E’ morto a 101 anni Lawrence Ferlinghetti.
Poeta, romanziere, drammaturgo, libraio, editore e pittore, così lo narra minimum fax, nel 1953 fondò a San Francisco City Lights, la prima libreria al mondo a vendere esclusivamente tascabili diventando poi casa editrice, pubblicò fra gli altri, Howl and other poems di Allen Ginsberg, lettura simbolo della beat generation.
Ferlinghetti coltivò l’amicizia con Allen Ginsberg, e poi con Gregory Corso, Jack Kerouac, William Burroughs, Diane Di Prima e Peter Orlowsky, pubblicò Charles Bukowski, di cui raccolse in un volume gli articoli pubblicati nella rubrica settimanale, Diario di un vecchio porco.
Ferlinghetti ha scritto poesie, due romanzi, Lei e L’amore ai tempi della rabbia, e due raccolte di testi teatrali, Routines e Unfair Arguments with the Existence. Quasi tutte le sue raccolte di versi sono pubblicate in Italia da minimum fax, Strade sterrate per posti sperduti, Il senso segreto delle cose e il volume Poesie vecchie e nuove, che unisce due precedenti raccolte di poesie pensate dall’autore per minimum fax, Scene italiane e Non come Dante. Negli ultimi anni della sua vita si è dedicato soprattutto alla pittura. Lo chiamavano little boy perché un poeta guarda per sempre il mondo con gli occhi di un bambino, nella sua libreria e casa editrice, iniziò un’epoca che avrebbe cambiato la cultura.

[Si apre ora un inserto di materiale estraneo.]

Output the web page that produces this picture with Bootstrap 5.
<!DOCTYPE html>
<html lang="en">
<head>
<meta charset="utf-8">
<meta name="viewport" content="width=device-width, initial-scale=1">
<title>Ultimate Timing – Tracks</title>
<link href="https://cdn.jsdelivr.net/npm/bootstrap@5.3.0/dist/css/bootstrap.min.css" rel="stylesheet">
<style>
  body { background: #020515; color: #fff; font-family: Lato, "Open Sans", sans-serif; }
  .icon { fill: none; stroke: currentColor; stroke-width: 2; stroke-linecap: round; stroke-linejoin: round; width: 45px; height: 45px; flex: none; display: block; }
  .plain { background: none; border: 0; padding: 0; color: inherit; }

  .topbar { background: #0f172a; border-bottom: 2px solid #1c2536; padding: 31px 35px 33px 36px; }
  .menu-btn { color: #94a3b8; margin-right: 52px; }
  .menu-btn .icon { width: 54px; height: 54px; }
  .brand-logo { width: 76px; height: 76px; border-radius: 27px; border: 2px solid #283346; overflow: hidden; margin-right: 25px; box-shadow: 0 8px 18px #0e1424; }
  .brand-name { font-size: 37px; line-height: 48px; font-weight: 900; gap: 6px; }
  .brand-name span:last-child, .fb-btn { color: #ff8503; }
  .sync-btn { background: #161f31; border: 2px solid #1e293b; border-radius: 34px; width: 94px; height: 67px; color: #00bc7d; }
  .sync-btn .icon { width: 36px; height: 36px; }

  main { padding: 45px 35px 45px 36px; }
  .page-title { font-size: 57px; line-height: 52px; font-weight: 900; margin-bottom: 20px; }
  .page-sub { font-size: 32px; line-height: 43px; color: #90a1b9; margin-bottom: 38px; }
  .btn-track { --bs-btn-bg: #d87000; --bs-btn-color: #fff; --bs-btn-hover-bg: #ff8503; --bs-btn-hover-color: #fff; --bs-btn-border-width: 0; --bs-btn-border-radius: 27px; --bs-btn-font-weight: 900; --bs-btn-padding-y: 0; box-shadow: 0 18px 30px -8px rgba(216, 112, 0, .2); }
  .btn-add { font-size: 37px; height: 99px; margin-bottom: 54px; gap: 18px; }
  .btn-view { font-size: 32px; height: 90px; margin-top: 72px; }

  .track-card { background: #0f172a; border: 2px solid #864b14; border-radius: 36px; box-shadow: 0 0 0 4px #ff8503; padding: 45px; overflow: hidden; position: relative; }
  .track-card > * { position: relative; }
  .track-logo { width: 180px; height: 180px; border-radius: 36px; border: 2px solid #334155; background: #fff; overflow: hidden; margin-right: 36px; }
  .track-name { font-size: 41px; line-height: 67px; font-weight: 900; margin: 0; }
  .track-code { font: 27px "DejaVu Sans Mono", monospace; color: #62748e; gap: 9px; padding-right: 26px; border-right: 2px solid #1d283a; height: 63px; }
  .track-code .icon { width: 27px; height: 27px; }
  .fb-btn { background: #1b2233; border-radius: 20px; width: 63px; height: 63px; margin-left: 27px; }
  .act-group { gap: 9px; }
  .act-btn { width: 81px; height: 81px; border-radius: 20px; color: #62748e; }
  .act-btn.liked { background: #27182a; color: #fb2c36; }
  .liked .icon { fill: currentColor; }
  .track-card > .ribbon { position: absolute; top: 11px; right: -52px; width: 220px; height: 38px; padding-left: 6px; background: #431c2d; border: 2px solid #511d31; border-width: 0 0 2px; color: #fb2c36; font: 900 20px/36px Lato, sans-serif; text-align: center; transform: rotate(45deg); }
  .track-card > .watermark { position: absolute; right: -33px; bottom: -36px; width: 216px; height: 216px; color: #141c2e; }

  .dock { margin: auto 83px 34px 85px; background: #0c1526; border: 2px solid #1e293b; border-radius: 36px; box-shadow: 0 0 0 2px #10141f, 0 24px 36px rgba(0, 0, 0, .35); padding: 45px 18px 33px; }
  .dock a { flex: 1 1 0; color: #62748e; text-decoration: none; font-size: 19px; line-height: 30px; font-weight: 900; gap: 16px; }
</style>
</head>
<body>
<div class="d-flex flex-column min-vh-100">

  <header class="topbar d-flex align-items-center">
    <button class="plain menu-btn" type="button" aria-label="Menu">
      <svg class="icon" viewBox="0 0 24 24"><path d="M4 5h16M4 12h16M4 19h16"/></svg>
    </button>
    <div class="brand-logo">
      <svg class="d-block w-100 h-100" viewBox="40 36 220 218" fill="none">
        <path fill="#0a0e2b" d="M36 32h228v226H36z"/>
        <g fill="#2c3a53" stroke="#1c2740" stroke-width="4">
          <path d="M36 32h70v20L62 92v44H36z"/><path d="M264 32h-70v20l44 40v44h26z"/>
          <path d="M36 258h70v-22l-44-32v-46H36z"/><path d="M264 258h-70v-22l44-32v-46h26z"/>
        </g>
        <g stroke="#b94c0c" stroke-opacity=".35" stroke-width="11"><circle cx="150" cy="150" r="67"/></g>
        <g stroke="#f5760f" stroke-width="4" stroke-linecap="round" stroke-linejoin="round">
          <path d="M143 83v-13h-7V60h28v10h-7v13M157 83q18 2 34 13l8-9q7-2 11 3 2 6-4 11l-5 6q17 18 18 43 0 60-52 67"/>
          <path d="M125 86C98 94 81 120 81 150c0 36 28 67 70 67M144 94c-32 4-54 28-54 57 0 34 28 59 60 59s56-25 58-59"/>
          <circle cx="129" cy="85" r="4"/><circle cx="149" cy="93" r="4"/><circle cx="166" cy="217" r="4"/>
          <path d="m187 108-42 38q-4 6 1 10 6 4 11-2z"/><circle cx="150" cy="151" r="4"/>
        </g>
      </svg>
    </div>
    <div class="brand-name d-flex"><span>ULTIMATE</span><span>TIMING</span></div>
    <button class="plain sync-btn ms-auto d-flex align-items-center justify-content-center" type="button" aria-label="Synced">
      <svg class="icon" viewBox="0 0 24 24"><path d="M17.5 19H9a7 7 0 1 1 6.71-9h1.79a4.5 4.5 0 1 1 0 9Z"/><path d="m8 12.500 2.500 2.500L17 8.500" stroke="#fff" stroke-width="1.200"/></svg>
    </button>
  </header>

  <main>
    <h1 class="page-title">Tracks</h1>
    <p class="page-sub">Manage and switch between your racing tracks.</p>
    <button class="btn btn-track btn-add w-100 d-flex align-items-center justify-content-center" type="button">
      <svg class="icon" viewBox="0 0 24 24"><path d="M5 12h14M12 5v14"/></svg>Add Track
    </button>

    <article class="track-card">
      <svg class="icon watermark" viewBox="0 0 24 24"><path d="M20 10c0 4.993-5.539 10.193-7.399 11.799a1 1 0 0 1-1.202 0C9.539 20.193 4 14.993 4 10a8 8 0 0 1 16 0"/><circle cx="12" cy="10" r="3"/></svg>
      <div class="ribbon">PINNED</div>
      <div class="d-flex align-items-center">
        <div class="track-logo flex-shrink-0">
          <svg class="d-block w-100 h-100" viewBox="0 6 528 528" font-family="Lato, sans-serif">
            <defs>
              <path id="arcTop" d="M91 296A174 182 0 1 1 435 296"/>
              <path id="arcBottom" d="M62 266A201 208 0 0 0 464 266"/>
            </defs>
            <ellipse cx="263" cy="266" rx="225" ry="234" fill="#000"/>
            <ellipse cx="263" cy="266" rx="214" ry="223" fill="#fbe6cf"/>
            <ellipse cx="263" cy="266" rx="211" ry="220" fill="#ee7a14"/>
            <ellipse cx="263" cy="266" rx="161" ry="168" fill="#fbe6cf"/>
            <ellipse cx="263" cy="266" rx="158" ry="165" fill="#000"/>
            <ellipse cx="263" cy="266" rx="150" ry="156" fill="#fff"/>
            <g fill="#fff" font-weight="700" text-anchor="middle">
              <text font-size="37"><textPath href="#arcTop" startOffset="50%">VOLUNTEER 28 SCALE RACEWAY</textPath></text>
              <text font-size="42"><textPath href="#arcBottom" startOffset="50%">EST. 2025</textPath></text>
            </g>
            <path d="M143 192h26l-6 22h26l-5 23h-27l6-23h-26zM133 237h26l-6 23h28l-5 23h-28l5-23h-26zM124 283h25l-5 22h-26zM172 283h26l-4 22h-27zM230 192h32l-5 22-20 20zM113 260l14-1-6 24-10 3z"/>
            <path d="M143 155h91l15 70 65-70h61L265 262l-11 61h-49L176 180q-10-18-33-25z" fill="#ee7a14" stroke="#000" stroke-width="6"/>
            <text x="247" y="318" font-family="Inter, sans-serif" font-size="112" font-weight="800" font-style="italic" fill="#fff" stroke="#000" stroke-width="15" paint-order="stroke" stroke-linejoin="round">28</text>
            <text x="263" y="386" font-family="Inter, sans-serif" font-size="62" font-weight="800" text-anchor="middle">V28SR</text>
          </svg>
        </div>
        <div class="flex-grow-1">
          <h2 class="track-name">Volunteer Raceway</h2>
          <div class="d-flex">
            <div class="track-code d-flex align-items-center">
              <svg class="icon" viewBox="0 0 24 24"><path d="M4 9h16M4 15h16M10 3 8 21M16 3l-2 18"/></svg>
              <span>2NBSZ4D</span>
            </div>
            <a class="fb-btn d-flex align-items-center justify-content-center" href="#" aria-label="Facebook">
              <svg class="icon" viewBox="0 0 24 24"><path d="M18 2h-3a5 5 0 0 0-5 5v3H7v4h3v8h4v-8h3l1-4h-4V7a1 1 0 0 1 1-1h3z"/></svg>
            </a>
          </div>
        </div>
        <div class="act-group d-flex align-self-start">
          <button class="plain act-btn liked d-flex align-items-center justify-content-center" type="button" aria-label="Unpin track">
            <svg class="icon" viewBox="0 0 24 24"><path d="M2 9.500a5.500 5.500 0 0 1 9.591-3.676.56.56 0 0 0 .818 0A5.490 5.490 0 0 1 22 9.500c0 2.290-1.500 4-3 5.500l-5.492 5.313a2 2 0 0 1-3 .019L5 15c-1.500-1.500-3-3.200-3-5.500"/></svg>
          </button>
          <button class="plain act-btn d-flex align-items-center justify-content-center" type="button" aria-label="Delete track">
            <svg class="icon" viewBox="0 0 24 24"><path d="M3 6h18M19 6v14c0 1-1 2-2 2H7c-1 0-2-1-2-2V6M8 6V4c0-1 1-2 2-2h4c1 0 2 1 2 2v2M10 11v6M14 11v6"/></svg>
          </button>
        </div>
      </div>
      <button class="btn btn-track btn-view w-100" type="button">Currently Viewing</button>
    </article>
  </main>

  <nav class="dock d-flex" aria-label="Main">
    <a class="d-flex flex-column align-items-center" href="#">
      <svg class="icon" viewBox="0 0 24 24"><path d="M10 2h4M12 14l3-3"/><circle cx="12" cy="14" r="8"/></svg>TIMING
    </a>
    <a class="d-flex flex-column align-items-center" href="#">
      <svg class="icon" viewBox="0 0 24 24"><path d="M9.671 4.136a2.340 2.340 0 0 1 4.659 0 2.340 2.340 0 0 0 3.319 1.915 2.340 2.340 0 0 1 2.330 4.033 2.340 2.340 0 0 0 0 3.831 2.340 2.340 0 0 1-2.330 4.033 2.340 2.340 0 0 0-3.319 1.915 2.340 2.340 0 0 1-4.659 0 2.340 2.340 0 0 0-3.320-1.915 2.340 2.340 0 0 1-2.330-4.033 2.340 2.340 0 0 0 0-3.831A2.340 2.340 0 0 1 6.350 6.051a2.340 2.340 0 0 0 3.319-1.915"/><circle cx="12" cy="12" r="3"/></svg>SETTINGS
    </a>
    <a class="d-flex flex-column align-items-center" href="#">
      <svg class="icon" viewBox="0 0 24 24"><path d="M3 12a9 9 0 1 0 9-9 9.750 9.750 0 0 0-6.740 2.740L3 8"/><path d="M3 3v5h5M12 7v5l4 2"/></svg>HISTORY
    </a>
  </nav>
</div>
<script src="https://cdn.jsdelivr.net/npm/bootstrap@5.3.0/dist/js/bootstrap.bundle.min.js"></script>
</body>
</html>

Per aver pubblicato L’urlo subì un processo per oscenità e fu condannato al carcere, ma la sua libreria diventò il luogo del pacifismo, degli incontri, degli artisti che potevano recitare le loro opere, non si considerava un beat, con lui se ne va l’ultimo scampolo di quell’America tanto cara a Fernanda Pivano, che tradusse i poeti beat, li portò in Italia con le sue interviste e li condivise col grande amico Fabrizio De André.

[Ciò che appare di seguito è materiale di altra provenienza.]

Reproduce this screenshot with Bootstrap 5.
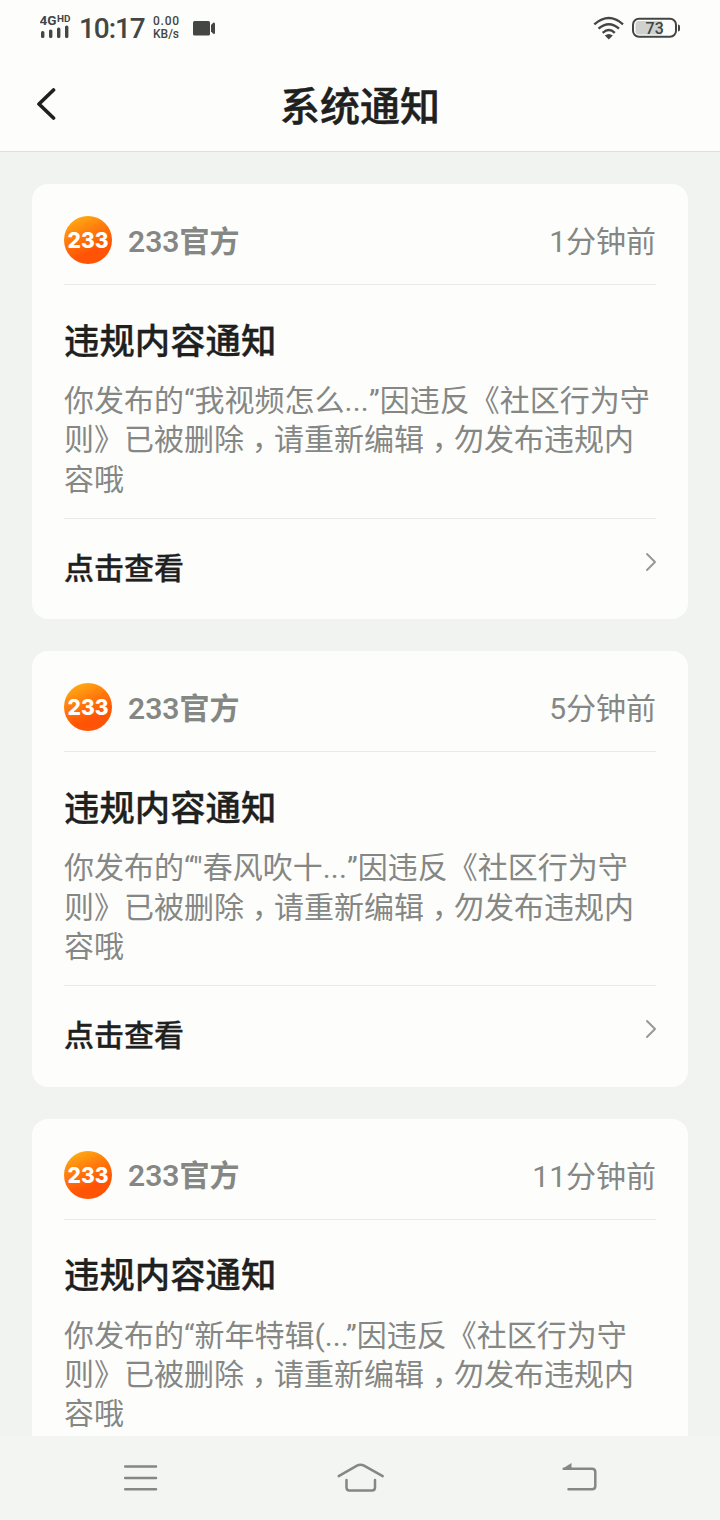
<!DOCTYPE html>
<html lang="zh-CN">
<head>
<meta charset="utf-8">
<meta name="viewport" content="width=device-width, initial-scale=1">
<title>系统通知</title>
<link href="https://cdn.jsdelivr.net/npm/bootstrap@5.3.0/dist/css/bootstrap.min.css" rel="stylesheet">
<style>
  body { font-family: Roboto, "Noto Sans CJK SC", sans-serif; background: #f1f3f1; color: #1f211f; }
  .phone { width: 720px; height: 1520px; }
  .surface { background: #fdfefc; }
  .status-bar { height: 56px; padding: 0 40px; color: #444644; }
  .net { width: 32px; }
  .clock { font-size: 28px; font-weight: 500; line-height: 32px; margin-left: 7px; padding-top: 2px; width: 67px; letter-spacing: -1.1px; }
  .speed { font-size: 12px; font-weight: 500; line-height: 13px; margin-left: 7px; width: 40px; }
  .speed span { letter-spacing: .8px; }
  .title-bar { height: 96px; border-bottom: 1px solid #dcdedc; }
  .title-bar h1 { font-size: 40px; font-weight: 500; line-height: 48px; padding-top: 8px; -webkit-text-stroke: .5px #1f211f; }
  .back { width: 100px; padding-left: 36px; }
  .feed { padding: 32px 32px 0; min-height: 0; }
  .notice { border-radius: 16px; height: 435.4px; margin-bottom: 32px; padding: 32px 32px 0; }
  .notice-head { box-sizing: content-box; height: 48px; padding-bottom: 20px; border-bottom: 1.5px solid #e9ebe9; color: #858785; font-size: 30px; line-height: 36px; }
  .notice-head strong { font-weight: 600; margin-left: 16px; padding-top: 3px; }
  .notice-head time { padding-top: 4px; }
  .notice-body { height: 234px; border-bottom: 1.5px solid #e9ebe9; padding-top: 34.5px; }
  .notice-body h2 { font-size: 35.4px; font-weight: 500; line-height: 44px; margin-bottom: 17.5px; -webkit-text-stroke: .3px #1f211f; }
  .notice-body p { font-size: 30px; line-height: 39.3px; color: #858785; white-space: nowrap; }
  .comma { font-family: "Noto Sans CJK TC", sans-serif; line-height: 0; vertical-align: -8px; }
  .dots { letter-spacing: .2px; }
  .notice-foot { font-size: 30px; font-weight: 500; line-height: 36px; padding-top: 32px; }
  .notice-foot span { -webkit-text-stroke: .3px #1f211f; }
  .notice-foot svg { margin: 1px -1px 0 0; }
  .nav-keys { height: 84px; background: #f3f5f2; }
</style>
</head>
<body>
<svg width="0" height="0" class="position-absolute">
  <defs>
    <linearGradient id="orange" x1=".1" y1="0" x2=".45" y2=".8">
      <stop offset="0" stop-color="#ffb515"/><stop offset=".55" stop-color="#ff7a0c"/><stop offset="1" stop-color="#ff5405"/>
    </linearGradient>
    <symbol id="logo" viewBox="0 0 48 48">
      <circle cx="24" cy="24" r="24" fill="url(#orange)"/>
      <text x="3.5" y="32" textLength="41" lengthAdjust="spacingAndGlyphs" font-family="Inter, sans-serif" font-weight="800" font-size="22" fill="#fff">233</text>
    </symbol>
    <symbol id="chevron" viewBox="0 0 12 20">
      <path d="M2 2 10 10 2 18" fill="none" stroke="#979997" stroke-width="2" stroke-linecap="round" stroke-linejoin="round"/>
    </symbol>
  </defs>
</svg>

<div class="phone d-flex flex-column overflow-hidden">
  <header class="surface flex-shrink-0">
    <div class="status-bar d-flex align-items-center">
      <svg class="net" width="32" height="28" viewBox="0 0 32 28" fill="#444644">
        <text x="-.5" y="10.500" font-size="13" font-weight="700" textLength="17" lengthAdjust="spacingAndGlyphs">4G</text>
        <text x="17" y="8" font-size="9" font-weight="700" textLength="13.5" lengthAdjust="spacingAndGlyphs">HD</text>
        <rect x="1" y="17" width="3.4" height="7" rx="1.5"/><rect x="9" y="15.5" width="3.4" height="8.5" rx="1.5"/>
        <rect x="17" y="13.5" width="3.4" height="10.5" rx="1.5"/><rect x="25" y="11.5" width="3.4" height="12.5" rx="1.5"/>
      </svg>
      <div class="clock text-nowrap">10:17</div>
      <div class="speed"><span>0.00</span><br>KB/s</div>
      <svg width="24" height="18" viewBox="0 0 24 18" fill="#444644">
        <rect x="0" y="2" width="17" height="14.5" rx="1.5"/><path d="M18 6 20.5 3.5Q22 3 22 5v8.5q0 2-1.5 1.5L18 12.500z"/>
      </svg>
      <svg class="ms-auto" width="32" height="26" viewBox="0 0 32 26" fill="none" stroke="#444644" stroke-width="2.4">
        <path d="M2.300 9.400Q17-3.200 31 9.400M6.500 13.700Q17 4.700 27 13.700M10.700 17.800Q17 12.300 22.800 17.800"/>
        <path d="M12.800 20.600Q16.800 17.200 20.800 20.600L16.800 24.500z" fill="#444644" stroke="none"/>
      </svg>
      <svg class="ms-2" width="48" height="22" viewBox="0 0 48 22">
        <rect x="1" y="1.800" width="43" height="18" rx="6" fill="#fdfefc" stroke="#444644" stroke-width="2"/>
        <path d="M7 4H30V17.600H7Q3.500 17.600 3.500 14V7.600Q3.500 4 7 4" fill="#cfd1cf"/>
        <path d="M46 7.500q2 0 2 2v3q0 2-2 2z" fill="#444644"/>
        <text x="22.700" y="16.500" text-anchor="middle" font-size="16" font-weight="500" fill="#444644">73</text>
      </svg>
    </div>
    <nav class="title-bar d-flex align-items-center">
      <div class="back">
        <svg width="20" height="32" viewBox="0 0 20 32"><path d="M17.500 2 3 16 17.500 30" fill="none" stroke="#1f211f" stroke-width="3.700" stroke-linecap="round" stroke-linejoin="round"/></svg>
      </div>
      <h1 class="flex-grow-1 text-center m-0">系统通知</h1>
      <div class="back"></div>
    </nav>
  </header>

  <main class="feed flex-grow-1 overflow-hidden">
    <article class="notice surface">
      <div class="notice-head d-flex align-items-center">
        <svg width="48" height="48"><use href="#logo"/></svg>
        <strong>233官方</strong><time class="ms-auto">1分钟前</time>
      </div>
      <div class="notice-body">
        <h2>违规内容通知</h2>
        <p class="m-0">你发布的“我视频怎么<span class="dots">...</span>”因违反《社区行为守<br>则》已被删除<span class="comma" lang="zh-TW">，</span>请重新编辑<span class="comma" lang="zh-TW">，</span>勿发布违规内<br>容哦</p>
      </div>
      <div class="notice-foot d-flex justify-content-between">
        <span>点击查看</span><svg width="12" height="20"><use href="#chevron"/></svg>
      </div>
    </article>
    <article class="notice surface">
      <div class="notice-head d-flex align-items-center">
        <svg width="48" height="48"><use href="#logo"/></svg>
        <strong>233官方</strong><time class="ms-auto">5分钟前</time>
      </div>
      <div class="notice-body">
        <h2>违规内容通知</h2>
        <p class="m-0">你发布的“"春风吹十<span class="dots">...</span>”因违反《社区行为守<br>则》已被删除<span class="comma" lang="zh-TW">，</span>请重新编辑<span class="comma" lang="zh-TW">，</span>勿发布违规内<br>容哦</p>
      </div>
      <div class="notice-foot d-flex justify-content-between">
        <span>点击查看</span><svg width="12" height="20"><use href="#chevron"/></svg>
      </div>
    </article>
    <article class="notice surface">
      <div class="notice-head d-flex align-items-center">
        <svg width="48" height="48"><use href="#logo"/></svg>
        <strong>233官方</strong><time class="ms-auto">11分钟前</time>
      </div>
      <div class="notice-body border-0">
        <h2>违规内容通知</h2>
        <p class="m-0">你发布的“新年特辑(...”因违反《社区行为守<br>则》已被删除<span class="comma" lang="zh-TW">，</span>请重新编辑<span class="comma" lang="zh-TW">，</span>勿发布违规内<br>容哦</p>
      </div>
    </article>
  </main>

  <footer class="nav-keys flex-shrink-0 d-flex justify-content-between align-items-center">
    <svg width="240" height="84" fill="none" stroke="#858785" stroke-width="2.500" stroke-linecap="round"><path d="M125.200 30.500H156M125.200 42H156M125.200 53.300H156"/></svg>
    <svg width="240" height="84" fill="none" stroke="#858785" stroke-width="2.500" stroke-linecap="round"><path d="M98.700 40.200 117 29.700Q120.500 27.700 124 29.700L142.700 40.200M106.500 44V51.500Q106.500 54.500 109.500 54.500H132Q135 54.500 135 51.500V44"/></svg>
    <svg width="240" height="84" fill="none" stroke="#858785" stroke-width="2.500" stroke-linecap="round"><path d="M84 32.700H112Q115.300 32.700 115.300 36V50Q115.300 53.300 112 53.300H88.500"/><path d="M82 33 91.500 27V33.500H82.500z" fill="#858785" stroke="none"/></svg>
  </footer>
</div>
<script src="https://cdn.jsdelivr.net/npm/bootstrap@5.3.0/dist/js/bootstrap.bundle.min.js"></script>
</body>
</html>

La beat generation voleva uscire fuori dagli schemi attraversando la musica, la letteratura e l’arte contro ogni conformismo. Fu un gruppo di intellettuali, intorno agli anni cinquanta, a rivoluzionare un mondo attirando giovani, poeti e artisti. Una corrente ribelle di grandi sperimentazioni e trasgressioni, con L’urlo di Allen Ginsberg (1956), che ne è diventato il simbolo, Il pasto nudo di William Burroughs (1959) e Sulla strada di Jack Kerouac (1957).
Bisognava combattere la censura, ribellarsi agli schemi, promuovere una nuova creatività ispirandosi alle visioni di William Blake, e poi lo spiritualismo, i viaggi, il pacifismo, la vita vissuta nella più totale libertà, nel pieno rispetto dell’ambiente circostante e con un nuovo linguaggio, rivoluzionando gli schemi del rock e le convenzioni del folk con artisti come Janis Joplin, Patti Smith e Bob Dylan.
La Columbia University diventò il luogo simbolo con Allen Ginsberg che conobbe Lucien Carr e gli fece conoscere Burroughs e Kerouac. L’urlo ispirò poi Francesco Guccini in ‘Dio è morto’, ho visto la gente della mia età del cantatore, è ho visto le menti migliori della mia generazione distrutte dalla pazzia, affamate nude isteriche, trascinarsi per strade di negri all’alba in cerca di droga rabbiosa di Ginsberg.
L’urlo della coscienza che si ribella per affermare l’individuo libero e unico contro il consumismo della società americana degli anni cinquanta che alienava, il progresso che deprimeva, la censura che opprimeva. Un modo provocatorio di esprimersi, per narrare di visioni, le stesse di William Blake a cui s’ispirò anche Jim Morrison, che alla fine degli anni sessanta proseguì su quella stessa scia, nel percorso di ricerca. Le droghe, Dio, lo spiritualismo, un mondo che cambiava e a cui bisognava ribellarsi il cui ultimo punto di riferimento, ormai centenario, se n’è andato appena qualche giorno fa.